78. It is further ordered that the Commission's Consumer and
Governmental Affairs Bureau, Reference Information Center, shall send a
copy of this second report and order, including the Final Regulatory
Flexibility Analysis, to the Chief Counsel for Advocacy of the Small
Business Administration.
79. It is further ordered that the Commission shall send a copy of
this second report and order in a report to be sent to Congress and the
Government Accountability Office pursuant to the Congressional Review
Act, see 5 U.S.C. 801(a)(1)(A).
List of Subjects
47 CFR Part 0
Organization and functions (Government agencies).
47 CFR Part 20
Communications common carriers.
Federal Communications Commission.
Bulah P. Wheeler,
Deputy Manager.
For the reasons discussed in the preamble, the Federal
Communications Commission amends 47 CFR parts 0 and 20 as follows:
PART 0--COMMISSION ORGANIZATION
0
1. The authority citation for part 0 continues to read as follows:
Authority: Secs. 5, 48 Stat. 1068, as amended; 47 U.S.C. 155.
0
2. Amend Sec. 0.111 by revising paragraph (a)(11) introductory text
(note remains unchanged) to read as follows:
Sec. 0.111 Functions of Bureau.
(a) * * *
(11) Resolves other complaints against Title III licensees and
permittees, including complaints under Sec. 20.12(e) of this chapter.
* * * * *
PART 20--COMMERCIAL MOBILE SERVICES
0
3. The authority citation for part 20 is revised to read as follows:
Authority: 47 U.S.C. 154, 160, 201, 251-254, 301, 303, 316, and
332 unless otherwise noted. Section 20.12 is also issued under 47
U.S.C. 1302.
0
4. Revise the heading to part 20 to read as set forth above.
0
5. Amend Sec. 20.3 by adding the definition ``commercial mobile data
service'' in alphabetical order to read as follows:
Sec. 20.3 Definitions.
* * * * *
Commercial mobile data service. (1) Any mobile data service that is
not interconnected with the public switched network and is:
(i) Provided for profit; and
(ii) Available to the public or to such classes of eligible users
as to be effectively available to the public.

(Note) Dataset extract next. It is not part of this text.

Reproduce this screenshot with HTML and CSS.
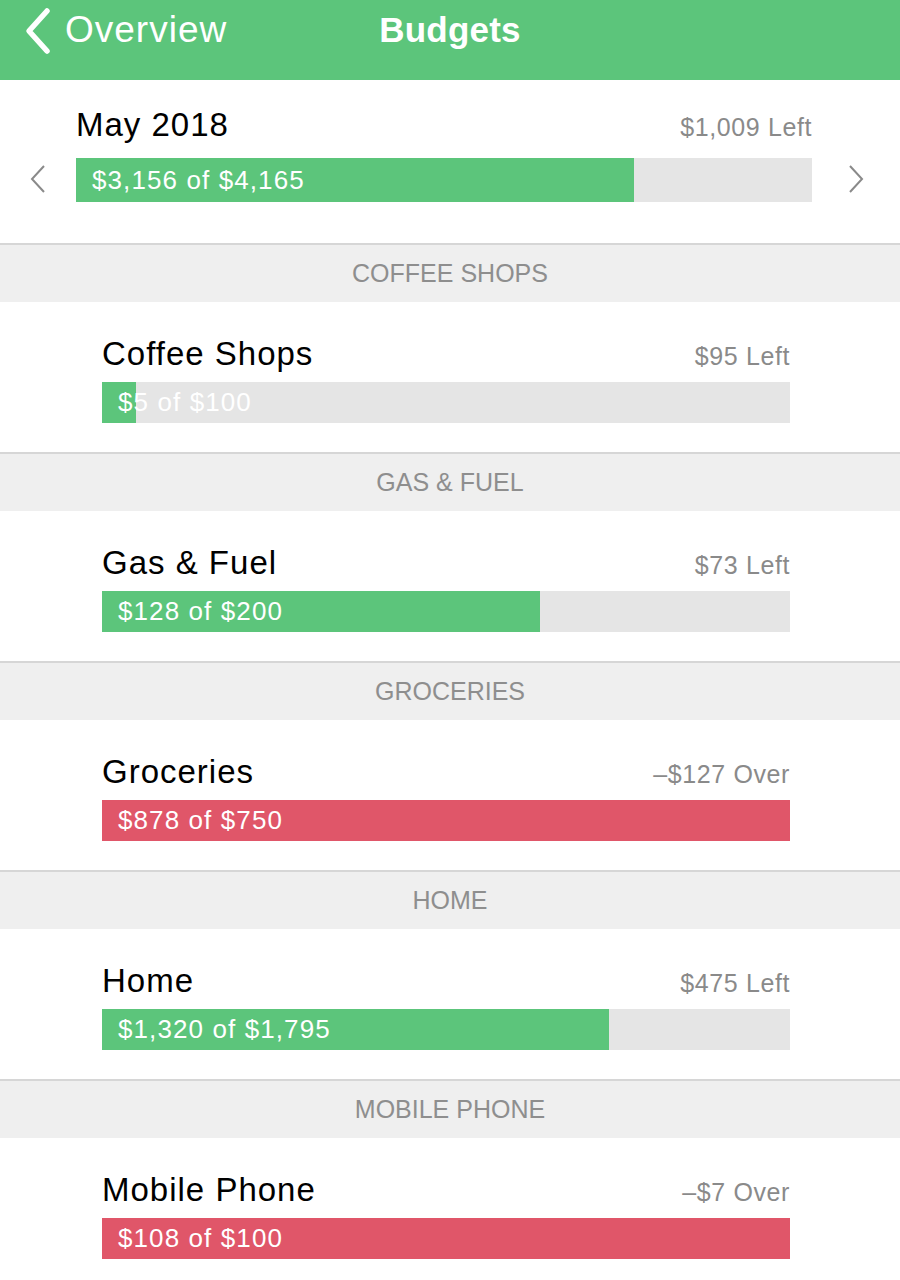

(2) Commercial mobile data service includes services provided by
Mobile Satellite Services and Ancillary Terrestrial Component providers
to the extent the services provided meet this definition.
* * * * *
0
6. Amend Sec. 20.12 by adding paragraphs (a)(3) and (e) to read as
follows:
Sec. 20.12 Resale and roaming.
(a) * * *
(3) Scope of Offering Roaming Arrangements for Commercial Mobile
Data Services. Paragraph (e) of this section is applicable to all
facilities-based providers of commercial mobile data services.
* * * * *
(e) Offering Roaming Arrangements for Commercial Mobile Data
Services. (1) A facilities-based provider of commercial mobile data
services is required to offer roaming arrangements to other such
providers on commercially reasonable terms and conditions, subject to
the following limitations:
(i) Providers may negotiate the terms of their roaming arrangements
on an individualized basis;
(ii) It is reasonable for a provider not to offer a data roaming
arrangement to a requesting provider that is not technologically
compatible;
(iii) It is reasonable for a provider not to offer a data roaming
arrangement where it is not technically feasible to provide roaming for
the particular data service for which roaming is requested and any
changes to the host provider's network necessary to accommodate roaming
for such data service are not economically reasonable;
(iv) It is reasonable for a provider to condition the effectiveness
of a roaming arrangement on the requesting provider's provision of
mobile data service to its own subscribers using a generation of
wireless technology comparable to the technology on which the
requesting provider seeks to roam.
(2) A party alleging a violation of this section may file a formal
or informal complaint pursuant to the procedures in Sec. Sec. 1.716
through 1.718, 1.720, 1.721, and 1.723 through 1.735 of this chapter,
which sections are incorporated herein. For purposes of Sec. 20.12(e),
references to a ``carrier'' or ``common carrier'' in the formal and
informal complaint procedures incorporated herein will mean a provider
of commercial mobile data services. The Commission will resolve such
disputes on a case-by-case basis, taking into consideration the
totality of the circumstances presented in each case. The remedy of
damages shall not be available in connection with any complaint
alleging a violation of this section. Whether the appropriate
procedural vehicle for a dispute is a complaint under this paragraph or
a petition for declaratory ruling under Sec. 1.2 of this chapter may
vary depending on the circumstances of each case.